In the great Eurasian chessboard no piece is as loose and mobile as Turkey.
It is able to move any number of squares vertically, horizontally or diagonally.
It can move west, east, south or north.
Nothing feels settled and new changes and revolutions are inevitable.

The greatness of European culture was bound to disappear because all its achievements had already been concluded.
People will dance, drink, work and fall in love, while spending time teaching their children to keep on with the same lifestyle.
A post-historical world where everyone is fully satisfied with things as they are and has abandoned the struggle to transform them.

The European Union is not meant to make political decisions.
What it tries to do is develop a system of rules to be applied more or less autonomously to a highly complex political and social reality.
Once in place, these rules can be left to operate without human intervention.
Repetitive and routine application of a system of rules will have replaced human decision.
Rules so perfectly developed they manage to take all circumstances into account.
Automation is the genuine core of the European Union.

Europe’s self-image, at least since the beginning of the modern age, was that of a continent of change and movement, in contrast to the rest of the world – Asia in particular – where everything stood more or less still.
Those positions now seem to have been reversed.
This is one reason for the malaise being felt in different degrees in every EU country.

Countries like Bosnia and Ukraine have to implement reforms so ‘perfect and shiny’ that Brussels will have no other alternative than to accept they are in fact just as European as France or Germany and ‘allow them in’.

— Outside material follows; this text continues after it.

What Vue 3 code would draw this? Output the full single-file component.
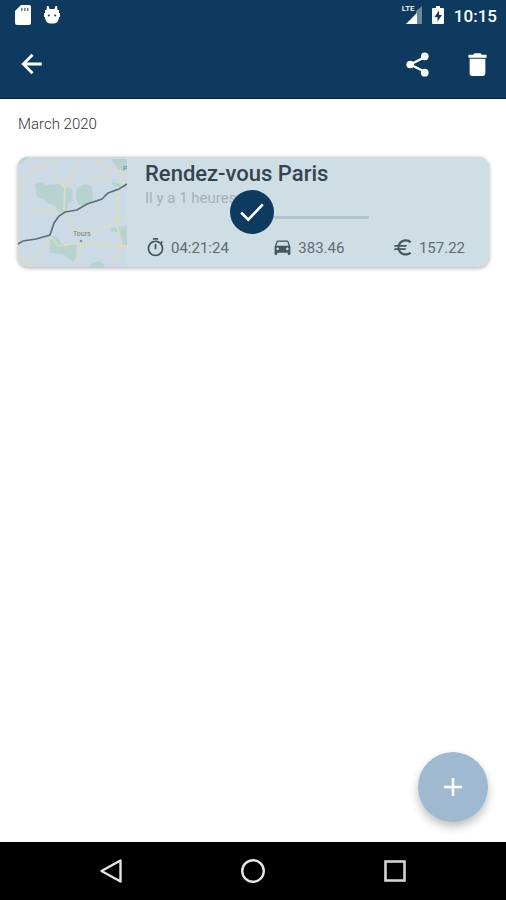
<template>
  <div class="screen">
    <header class="top">
      <div class="status-bar">
        <div class="status-group">
          <svg class="sd" viewBox="0 0 16 20" aria-hidden="true">
            <path d="M6 0h8a2 2 0 0 1 2 2v16a2 2 0 0 1-2 2H2a2 2 0 0 1-2-2V6z" fill="#fff" />
            <path d="M6 3h1.6v3H6zM9 3h1.6v3H9zM12 3h1.6v3H12z" fill="#6d8299" />
          </svg>
          <svg class="bug" viewBox="0 0 16 18" aria-hidden="true">
            <path d="M3 0h1.500l1 3h5l1-3H13l.5 4H15v3h1v4h-1a5.500 6 0 0 1-5 6.500H6A5.500 6 0 0 1 1 11H0V7h1V4h1.500z" fill="#fff" />
            <circle cx="4.800" cy="9.500" r="1" fill="#0d3a5e" />
            <circle cx="11.200" cy="9.500" r="1" fill="#0d3a5e" />
          </svg>
        </div>
        <div class="status-group right">
          <div class="signal">
            <svg viewBox="0 0 20 18" aria-hidden="true">
              <path d="M20 0v18H4l9-9V6z" fill="#6a879e" />
              <path d="M15 7v11H4z" fill="#fff" />
            </svg>
            <span>LTE</span>
          </div>
          <svg class="battery" viewBox="0 0 12 18" aria-hidden="true">
            <path d="M4 0h4v2h3a1 1 0 0 1 1 1v14a1 1 0 0 1-1 1H1a1 1 0 0 1-1-1V3a1 1 0 0 1 1-1h3z" fill="#fff" />
            <path d="M7 4.500L2.500 11H5.500v4.500L10 9H7z" fill="#0d3a5e" />
          </svg>
          <time class="clock">10:15</time>
        </div>
      </div>
      <div class="app-bar">
        <button class="icon-btn" aria-label="Retour">
          <svg viewBox="0 0 24 24"><path d="M21 12H4M12.500 3.500L4 12l8.500 8.500" fill="none" stroke="#fff" stroke-width="2.600" /></svg>
        </button>
        <div class="actions">
          <button class="icon-btn" aria-label="Partager">
            <svg class="large" viewBox="0 0 24 24">
              <path d="M18 6L6 12l12 6" fill="none" stroke="#fff" stroke-width="2" />
              <g fill="#fff">
                <circle cx="18" cy="5.200" r="3.200" />
                <circle cx="6" cy="12" r="3.200" />
                <circle cx="18" cy="18.800" r="3.200" />
              </g>
            </svg>
          </button>
          <button class="icon-btn" aria-label="Supprimer">
            <svg class="large" viewBox="0 0 24 24">
              <path d="M5.500 7.300V19.500c0 1.100.9 2 2 2h9c1.100 0 2-.9 2-2V7.300zM19.500 4h-4l-1-1.300h-5L8.500 4h-4v2.400h15z" fill="#fff" />
            </svg>
          </button>
        </div>
      </div>
    </header>

    <main class="content">
      <h2 class="month">March 2020</h2>

      <article class="card">
        <svg class="map" viewBox="0 0 109 110" preserveAspectRatio="xMidYMid slice" aria-hidden="true">
          <rect width="109" height="110" fill="#cbdae4" />
          <g fill="#b6d3d0">
            <path d="M17 27l7-2 4 3 12-1 9 3 5 2 1 12-5 2-1 8-9 1-2-6-9-3-3-4-7-2z" />
            <path d="M59 31l9-4 6 3 1 13-7 6-8-1-2-8z" />
            <path d="M93 2h16v12l-9-2zM94 25l14 2v4l-13-2z" />
            <path d="M32 79l8 1 3 7 16 1-1 12-3 5-10-8-13-1z" />
            <path d="M93 71l16-2v21l-6-1v-13l-10-2zM72 107l9-3 5 3v3H72z" />
            <path d="M0 0h11L3 6l-3 3z" />
          </g>
          <g fill="none" stroke="#dadcc2" stroke-width="1.800">
            <path d="M39 2L27 9 18 11 8 19 3 28 2 47" />
            <path d="M35 14l6 11 6 6 5-6 3-12 9-11M47 31l-1 21 5 8 1 10 5 4" />
            <path d="M12 52l14 1 16 4 18-5" stroke-width="1.500" />
            <path d="M77 2l13 9 11 3 7 3M69 24l14-4 9-2M106 14l-1 12-5 9-2 30 6 23 2 5" />
            <path d="M109 60l-12 1-8 9-19 5-13-1" />
            <path d="M32 78l8 11 14-2 26-1 29 3M64 87l-4 12-3 11" />
            <path d="M33 80L22 96 10 109M0 97l6 8 3 5M106 89l-9 12-2 9" />
          </g>
          <path d="M0 87L5 84L18 82L32 78L36 66L41 59L47 55L59 53L69 47L84 42L90 36L101 32L109 27" fill="none" stroke="#5b7180" stroke-width="1.700" />
          <circle cx="63" cy="84" r="1.300" fill="#82929b" />
          <text x="55" y="79" font-size="7" fill="#71808a">Tours</text>
          <text x="105" y="14" font-size="7" fill="#71808a">P</text>
        </svg>
        <div class="info">
          <h3 class="title">{{ trip.title }}</h3>
          <p class="ago">{{ trip.ago }}</p>
          <div class="rule"></div>
          <ul class="stats">
            <li v-for="stat in trip.stats" :key="stat.icon">
              <svg viewBox="0 0 24 24" aria-hidden="true">
                <path :d="icons[stat.icon]" fill="#45565f" />
              </svg>
              <span>{{ stat.value }}</span>
            </li>
          </ul>
        </div>
        <div v-if="selected" class="check">
          <svg viewBox="0 0 24 24" aria-hidden="true">
            <path d="M2 12.500l6.500 6.500L22 5" fill="none" stroke="#fff" stroke-width="2.400" />
          </svg>
        </div>
      </article>

      <button class="fab" aria-label="Ajouter">
        <svg viewBox="0 0 18 18"><path d="M9 0v18M0 9h18" stroke="#fff" stroke-width="2.600" /></svg>
      </button>
    </main>

    <nav class="nav-bar">
      <button aria-label="Back">
        <svg viewBox="0 0 24 24"><path d="M21.500 1.500v21L2.500 12z" fill="none" stroke="#e4e4e4" stroke-width="2.400" stroke-linejoin="round" /></svg>
      </button>
      <button aria-label="Home">
        <svg viewBox="0 0 24 24"><circle cx="12" cy="12" r="10.800" fill="none" stroke="#e4e4e4" stroke-width="2.400" /></svg>
      </button>
      <button aria-label="Recents">
        <svg viewBox="0 0 24 24"><rect x="2.500" y="2.500" width="19" height="19" fill="none" stroke="#d4d4d4" stroke-width="2.600" /></svg>
      </button>
    </nav>
  </div>
</template>

<script setup>
import { ref } from 'vue';

const selected = ref(true);

const trip = {
  title: 'Rendez-vous Paris',
  ago: 'Il y a 1 heures',
  stats: [
    { icon: 'timer', value: '04:21:24' },
    { icon: 'car', value: '383.46' },
    { icon: 'euro', value: '157.22' },
  ],
};

const icons = {
  timer: 'M15 1H9v2h6V1zm-4 13h2V8h-2v6zm8.030-6.610l1.420-1.420c-.43-.51-.9-.99-1.410-1.410l-1.420 1.420C16.070 4.740 14.120 4 12 4c-4.970 0-9 4.030-9 9s4.020 9 9 9 9-4.030 9-9c0-2.120-.74-4.070-1.970-5.610zM12 20c-3.870 0-7-3.130-7-7s3.130-7 7-7 7 3.130 7 7-3.130 7-7 7z',
  car: 'M18.920 5.010C18.720 4.420 18.160 4 17.500 4h-11c-.66 0-1.210.42-1.420 1.010L3 11v8.500c0 .55.450 1 1 1h1c.55 0 1-.45 1-1V18h12v1.500c0 .55.450 1 1 1h1c.55 0 1-.45 1-1V11l-2.080-5.990zM6.500 15c-.83 0-1.500-.67-1.500-1.500S5.670 12 6.500 12s1.500.67 1.500 1.500S7.330 15 6.500 15zm11 0c-.83 0-1.500-.67-1.500-1.500s.67-1.500 1.500-1.500 1.500.67 1.500 1.500-.67 1.500-1.500 1.500zM5 10l1.500-4.500h11L19 10H5z',
  euro: 'M14.500 18.700c-2.800 0-5.200-1.600-6.400-3.900H14l1-2H7.400c-.1-.5-.1-1.100 0-1.700H15l1-2H8.100c1.200-2.300 3.600-3.900 6.400-3.900 1.800 0 3.400.7 4.700 1.700L21 5.200C19.300 3.700 17 2.700 14.500 2.700c-4.100 0-7.600 2.600-8.900 6.400H2l-1 2h4.200v1.700H2l-1 2h4.600c1.300 3.800 4.800 6.400 8.900 6.400 2.500 0 4.800-1 6.500-2.400L19.200 17c-1.300 1-2.900 1.700-4.700 1.700z',
};
</script>

<style>
body {
  margin: 0;
  background: #fff;
}
</style>

<style scoped>
.screen {
  display: flex;
  flex-direction: column;
  min-height: 100vh;
  font-family: Roboto, "Liberation Sans", sans-serif;
}
h2, h3, p, ul {
  margin: 0;
  padding: 0;
}
svg {
  display: block;
}
button {
  border: none;
  padding: 0;
  background: none;
  cursor: pointer;
}
.top {
  background: #0d3a5e;
  border-bottom: 1px solid #0b1f4a;
}
.status-bar {
  display: flex;
  justify-content: space-between;
  align-items: center;
  height: 30px;
  padding: 0 9px 0 15px;
}
.status-group {
  display: flex;
  align-items: center;
  gap: 13px;
}
.status-group.right {
  gap: 10px;
}
.sd {
  width: 16px;
  height: 20px;
}
.bug {
  width: 16px;
  height: 18px;
}
.signal {
  position: relative;
}
.signal svg {
  width: 20px;
  height: 18px;
}
.signal span {
  position: absolute;
  top: -1px;
  left: 0;
  padding: 0 1px 1px 0;
  background: #0d3a5e;
  color: #fff;
  font-size: 8px;
  line-height: 8px;
  font-weight: 500;
}
.battery {
  width: 12px;
  height: 18px;
}
.clock {
  padding-top: 2px;
  color: #fff;
  font-size: 17px;
  line-height: 20px;
  font-weight: 500;
}
.app-bar {
  display: flex;
  justify-content: space-between;
  align-items: center;
  height: 68px;
  padding: 0 13px 0 16px;
}
.actions {
  display: flex;
  gap: 28px;
}
.icon-btn {
  display: flex;
  align-items: center;
  justify-content: center;
  width: 32px;
  height: 32px;
}
.icon-btn svg {
  width: 26px;
  height: 26px;
}
.icon-btn .large {
  width: 29px;
  height: 29px;
}
.content {
  flex: 1;
  display: flex;
  flex-direction: column;
  padding: 15px 17px 20px 18px;
}
.month {
  margin-bottom: 23px;
  color: #333;
  font-size: 15px;
  line-height: 20px;
  font-weight: 300;
}
.card {
  position: relative;
  display: flex;
  border-radius: 10px;
  background: #cfdde5;
  box-shadow: 0 1px 4px rgba(0, 0, 0, 0.35);
}
.map {
  flex: none;
  width: 109px;
  height: 110px;
  border-radius: 10px 0 0 10px;
}
.info {
  flex: 1;
  padding: 4px 24px 8px 18px;
}
.title {
  color: #34454f;
  font-size: 22px;
  line-height: 26px;
  font-weight: 500;
}
.ago {
  margin-top: 1px;
  color: #a3b1ba;
  font-size: 15px;
  line-height: 20px;
}
.rule {
  width: 30%;
  height: 3px;
  margin: 8px 0 0 40%;
  background: #b3c3ce;
}
.stats {
  display: grid;
  grid-template-columns: 19fr 18fr auto;
  margin-top: 18px;
  list-style: none;
}
.stats li {
  display: flex;
  align-items: center;
  gap: 5px;
  color: #5d6c75;
  font-size: 15px;
  line-height: 20px;
}
.stats svg {
  width: 21px;
  height: 21px;
}
.check {
  position: absolute;
  top: 50%;
  left: 45%;
  display: flex;
  align-items: center;
  justify-content: center;
  width: 44px;
  height: 44px;
  margin-top: -22px;
  border-radius: 50%;
  background: #0d3a5e;
}
.check svg {
  width: 26px;
  height: 26px;
}
.fab {
  display: flex;
  align-items: center;
  justify-content: center;
  align-self: flex-end;
  width: 70px;
  height: 70px;
  margin: auto 1px 0 0;
  border-radius: 50%;
  background: #9fbad0;
  box-shadow: 0 5px 10px rgba(0, 0, 0, 0.25);
}
.fab svg {
  width: 18px;
  height: 18px;
}
.nav-bar {
  display: flex;
  justify-content: center;
  align-items: center;
  gap: 118px;
  height: 58px;
  background: #000;
}
.nav-bar svg {
  width: 24px;
  height: 24px;
}
</style>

Europeans still see their task as that of taking their way of life to the rest of the world, much as its navigators and explorers did more than five hundred years ago.
They are willing to leave their borders if they are convinced that the whole world will eventually be like Europe.
When the influence moves in the opposite direction, they prefer to retreat.
EU expects the world to be a mirror of itself, so welcoming and so congenial that leaving home never feels like leaving at all.